Portanto, essa breve consideração deixa claro que a Grécia Clássica, em especial Atenas, era uma cultura extremamente complexa e heterogênea. Não havia uma unidade cultural grega em virtualmente nenhum aspecto. O simples fato de dizer que a homossexualidade era comum e aceitável para os gregos é uma simplificação flagrante do que era aquele povo. Cada cidade tinha uma visão sobre o homossexualismo; e em Atenas, essa distinção era ainda mais complexa. O legado ateniense é extremamente complicado e cheio de contradições, o que mostra que é um erro afirmar com qualquer certeza o que se passava realmente naquela cidade: na verdade, como a gente viu brevemente nestas duas colunas, a história social costuma apontar para um distanciamento intencional entre as práticas heterossexuais do povo, com as práticas homossexuais da elite.
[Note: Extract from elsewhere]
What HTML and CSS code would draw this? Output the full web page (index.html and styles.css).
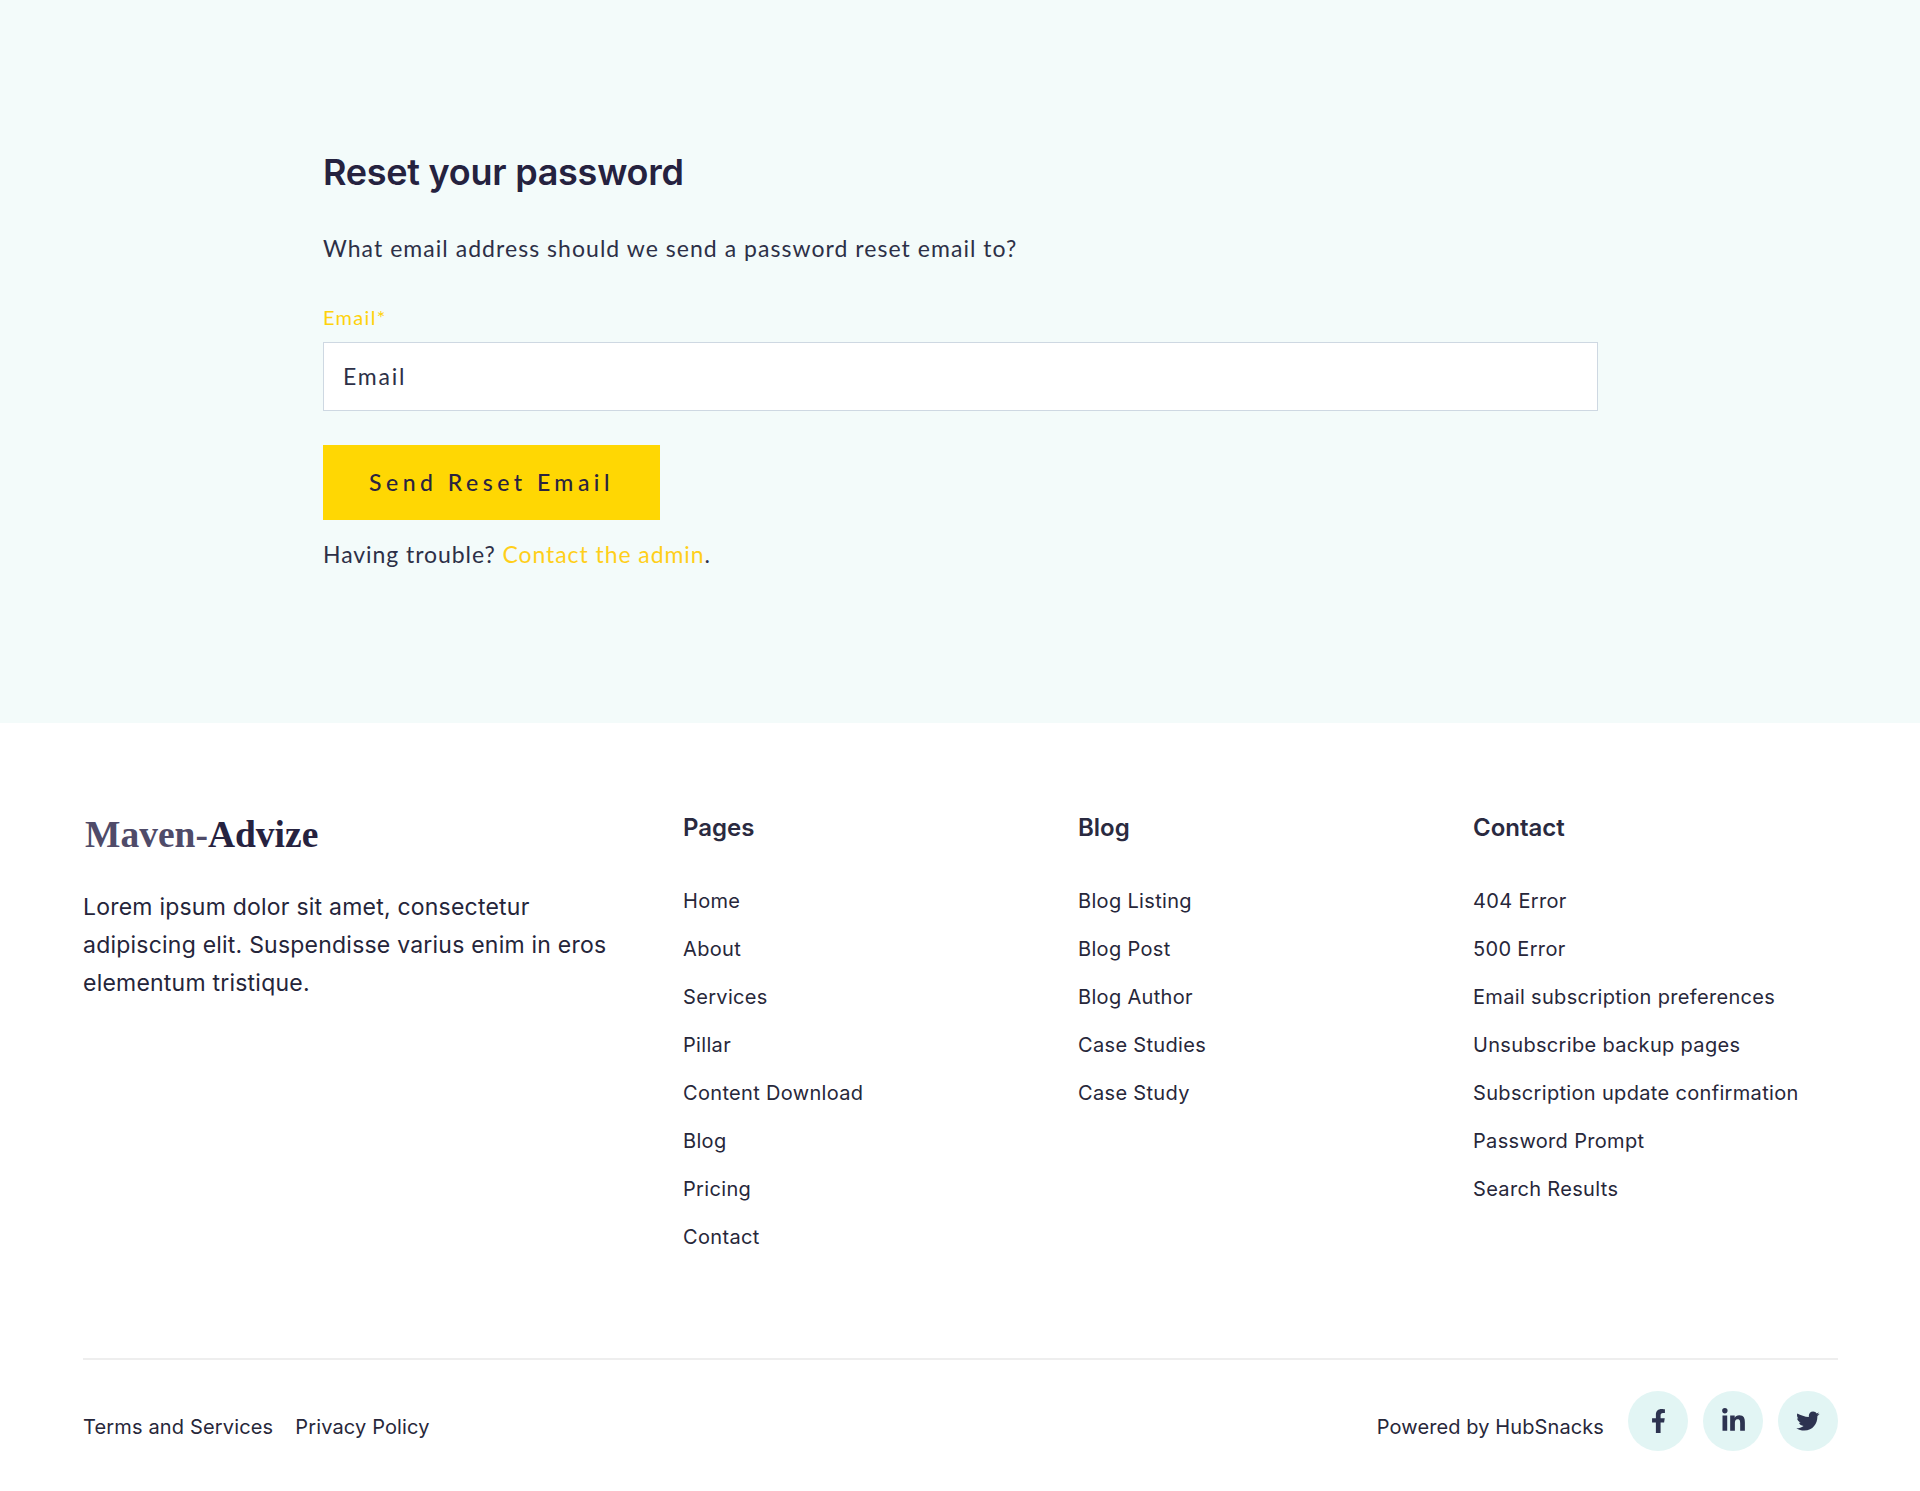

Na Grécia Antiga havia dois mundos: o da elite e do povo. A gente não pode misturar os dois mundos no mesmo bolo. O comportamento da elite não era o mesmo do povo, e vice e versa. E como a gente viu aqui, até na academia o debate continua: não há consenso sobre esse assunto! E é importante que o público esteja bem ciente disso porque continuam usando e abusando da História para fins políticos e sociais atuais; e a nossa missão, como amantes da História, é protegê-la o máximo possível, de qualquer um dos lados da força.